===== Material provided =====
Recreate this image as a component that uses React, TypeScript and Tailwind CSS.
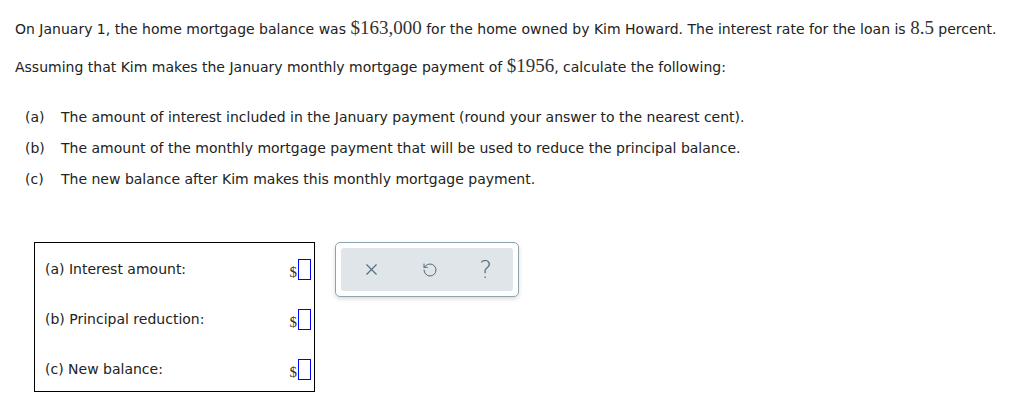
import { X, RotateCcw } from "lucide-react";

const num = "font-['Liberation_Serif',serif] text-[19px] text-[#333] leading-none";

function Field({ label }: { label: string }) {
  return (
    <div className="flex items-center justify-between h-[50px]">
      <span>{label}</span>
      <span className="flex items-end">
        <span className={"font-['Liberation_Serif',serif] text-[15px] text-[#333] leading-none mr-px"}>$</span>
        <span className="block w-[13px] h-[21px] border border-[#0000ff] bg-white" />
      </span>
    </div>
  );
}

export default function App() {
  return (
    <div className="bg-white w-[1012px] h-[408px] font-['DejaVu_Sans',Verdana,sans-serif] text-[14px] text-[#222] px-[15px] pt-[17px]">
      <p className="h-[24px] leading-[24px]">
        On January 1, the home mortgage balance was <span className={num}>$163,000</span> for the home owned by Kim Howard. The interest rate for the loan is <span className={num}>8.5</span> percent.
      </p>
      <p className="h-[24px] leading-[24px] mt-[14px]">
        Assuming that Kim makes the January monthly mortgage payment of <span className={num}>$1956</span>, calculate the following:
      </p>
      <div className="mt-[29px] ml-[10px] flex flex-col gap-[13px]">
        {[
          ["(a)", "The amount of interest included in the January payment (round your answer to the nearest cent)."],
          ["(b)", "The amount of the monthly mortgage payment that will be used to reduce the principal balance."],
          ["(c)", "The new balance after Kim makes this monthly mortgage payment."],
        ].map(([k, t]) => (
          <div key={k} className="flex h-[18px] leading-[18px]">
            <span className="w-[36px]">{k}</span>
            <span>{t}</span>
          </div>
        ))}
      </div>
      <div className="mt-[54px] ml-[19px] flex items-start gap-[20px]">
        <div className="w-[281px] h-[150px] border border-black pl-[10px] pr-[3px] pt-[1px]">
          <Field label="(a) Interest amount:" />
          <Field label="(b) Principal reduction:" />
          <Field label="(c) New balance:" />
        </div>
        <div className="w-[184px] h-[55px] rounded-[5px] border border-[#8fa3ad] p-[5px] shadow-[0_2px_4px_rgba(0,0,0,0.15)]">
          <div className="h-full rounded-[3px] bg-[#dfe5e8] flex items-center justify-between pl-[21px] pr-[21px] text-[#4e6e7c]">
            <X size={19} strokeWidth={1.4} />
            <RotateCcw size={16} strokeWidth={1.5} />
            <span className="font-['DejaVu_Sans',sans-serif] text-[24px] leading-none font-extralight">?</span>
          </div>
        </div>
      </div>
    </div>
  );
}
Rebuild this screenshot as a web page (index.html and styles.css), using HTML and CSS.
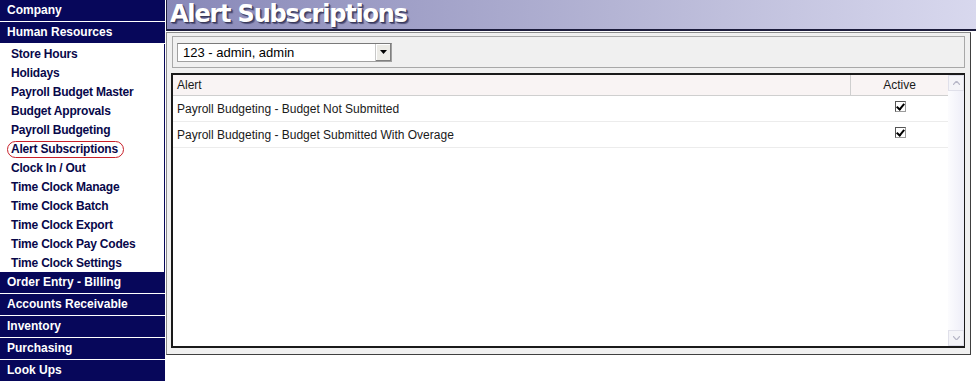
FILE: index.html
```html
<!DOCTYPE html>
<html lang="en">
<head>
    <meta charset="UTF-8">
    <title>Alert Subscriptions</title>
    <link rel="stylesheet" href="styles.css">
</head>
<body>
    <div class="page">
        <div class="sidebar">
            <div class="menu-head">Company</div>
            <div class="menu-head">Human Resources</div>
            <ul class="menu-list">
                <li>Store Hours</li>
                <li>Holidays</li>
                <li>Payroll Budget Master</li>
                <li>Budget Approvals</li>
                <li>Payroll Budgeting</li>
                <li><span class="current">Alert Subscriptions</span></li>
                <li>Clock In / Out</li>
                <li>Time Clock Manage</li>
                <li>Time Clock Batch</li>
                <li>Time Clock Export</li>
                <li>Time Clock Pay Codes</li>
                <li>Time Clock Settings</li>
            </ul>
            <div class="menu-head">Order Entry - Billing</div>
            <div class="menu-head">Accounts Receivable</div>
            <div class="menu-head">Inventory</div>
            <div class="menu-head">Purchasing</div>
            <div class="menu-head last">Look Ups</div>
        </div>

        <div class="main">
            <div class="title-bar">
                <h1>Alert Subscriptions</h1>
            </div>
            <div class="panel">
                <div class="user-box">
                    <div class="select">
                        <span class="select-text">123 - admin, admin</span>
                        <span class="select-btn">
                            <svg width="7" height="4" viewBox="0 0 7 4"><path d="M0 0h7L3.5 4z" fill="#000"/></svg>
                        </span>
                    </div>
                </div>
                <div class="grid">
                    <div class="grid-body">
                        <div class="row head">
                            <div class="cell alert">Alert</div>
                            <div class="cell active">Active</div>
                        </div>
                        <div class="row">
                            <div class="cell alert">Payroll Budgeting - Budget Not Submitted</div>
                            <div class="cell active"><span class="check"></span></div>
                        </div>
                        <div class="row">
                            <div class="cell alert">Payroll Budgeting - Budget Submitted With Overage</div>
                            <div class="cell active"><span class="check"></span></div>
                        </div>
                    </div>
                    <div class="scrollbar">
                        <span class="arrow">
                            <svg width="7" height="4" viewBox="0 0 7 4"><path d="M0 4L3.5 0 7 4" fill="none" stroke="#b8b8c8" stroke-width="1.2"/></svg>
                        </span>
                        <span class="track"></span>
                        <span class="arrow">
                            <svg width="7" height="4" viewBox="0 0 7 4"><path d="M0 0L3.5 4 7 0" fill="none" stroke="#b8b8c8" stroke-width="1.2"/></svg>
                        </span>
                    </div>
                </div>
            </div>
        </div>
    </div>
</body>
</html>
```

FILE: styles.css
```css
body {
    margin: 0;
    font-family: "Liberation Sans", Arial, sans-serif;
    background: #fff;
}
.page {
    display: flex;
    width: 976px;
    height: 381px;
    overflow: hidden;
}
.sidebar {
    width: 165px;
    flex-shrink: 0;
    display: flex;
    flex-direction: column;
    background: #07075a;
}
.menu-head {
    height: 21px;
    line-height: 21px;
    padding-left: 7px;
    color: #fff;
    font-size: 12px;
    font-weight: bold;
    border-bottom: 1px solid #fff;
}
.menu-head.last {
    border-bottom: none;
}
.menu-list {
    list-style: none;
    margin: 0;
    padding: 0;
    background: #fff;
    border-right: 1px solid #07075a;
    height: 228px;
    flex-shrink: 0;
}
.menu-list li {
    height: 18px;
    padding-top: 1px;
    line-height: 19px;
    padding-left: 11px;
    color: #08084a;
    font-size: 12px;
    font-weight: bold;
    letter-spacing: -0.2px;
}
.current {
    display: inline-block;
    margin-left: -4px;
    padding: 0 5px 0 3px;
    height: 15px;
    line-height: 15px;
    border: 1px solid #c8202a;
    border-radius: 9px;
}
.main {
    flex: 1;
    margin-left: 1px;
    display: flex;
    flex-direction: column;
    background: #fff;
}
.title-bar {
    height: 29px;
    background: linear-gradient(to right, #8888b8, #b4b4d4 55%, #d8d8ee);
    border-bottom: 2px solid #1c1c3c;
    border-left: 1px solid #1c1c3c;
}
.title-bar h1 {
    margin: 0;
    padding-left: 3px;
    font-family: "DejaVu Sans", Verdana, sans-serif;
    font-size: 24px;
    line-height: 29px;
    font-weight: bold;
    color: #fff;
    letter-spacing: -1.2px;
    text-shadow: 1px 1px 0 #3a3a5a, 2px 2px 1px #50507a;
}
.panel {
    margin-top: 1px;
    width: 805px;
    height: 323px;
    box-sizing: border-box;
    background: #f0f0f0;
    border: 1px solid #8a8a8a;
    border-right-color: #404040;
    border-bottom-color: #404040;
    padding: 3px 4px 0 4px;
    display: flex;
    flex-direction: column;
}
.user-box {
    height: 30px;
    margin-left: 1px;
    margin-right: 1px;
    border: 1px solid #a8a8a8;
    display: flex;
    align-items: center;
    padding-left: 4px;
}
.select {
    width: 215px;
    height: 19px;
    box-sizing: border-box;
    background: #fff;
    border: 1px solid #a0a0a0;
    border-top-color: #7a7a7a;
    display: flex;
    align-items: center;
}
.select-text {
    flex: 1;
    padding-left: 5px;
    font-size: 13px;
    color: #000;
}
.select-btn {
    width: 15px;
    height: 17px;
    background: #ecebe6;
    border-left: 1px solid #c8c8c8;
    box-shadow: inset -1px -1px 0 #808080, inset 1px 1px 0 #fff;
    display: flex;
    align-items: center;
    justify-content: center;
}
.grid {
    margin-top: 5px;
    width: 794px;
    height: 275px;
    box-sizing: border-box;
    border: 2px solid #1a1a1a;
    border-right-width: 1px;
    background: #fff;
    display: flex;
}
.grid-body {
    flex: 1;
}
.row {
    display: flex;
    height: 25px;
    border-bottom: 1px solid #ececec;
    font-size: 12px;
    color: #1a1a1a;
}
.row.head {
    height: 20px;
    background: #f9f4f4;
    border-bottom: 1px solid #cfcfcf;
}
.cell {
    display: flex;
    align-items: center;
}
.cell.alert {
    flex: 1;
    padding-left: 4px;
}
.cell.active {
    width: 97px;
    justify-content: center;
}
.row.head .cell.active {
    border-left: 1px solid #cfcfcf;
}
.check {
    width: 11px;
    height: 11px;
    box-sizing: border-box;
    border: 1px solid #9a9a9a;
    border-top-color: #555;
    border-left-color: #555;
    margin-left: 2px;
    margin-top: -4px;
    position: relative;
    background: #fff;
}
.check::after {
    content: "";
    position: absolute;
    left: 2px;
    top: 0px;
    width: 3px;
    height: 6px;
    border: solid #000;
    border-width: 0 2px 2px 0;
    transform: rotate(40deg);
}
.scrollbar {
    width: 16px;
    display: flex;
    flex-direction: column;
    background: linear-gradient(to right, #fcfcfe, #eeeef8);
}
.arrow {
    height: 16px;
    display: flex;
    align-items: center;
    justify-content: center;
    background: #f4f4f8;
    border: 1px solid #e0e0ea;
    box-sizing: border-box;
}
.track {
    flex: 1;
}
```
=====
Task instructions
From the entries above, copy out every line where the string "page" appears.

Exercise answer
Rebuild this screenshot as a web page (index.html and styles.css), using HTML and CSS.
    <div class="page">
.page {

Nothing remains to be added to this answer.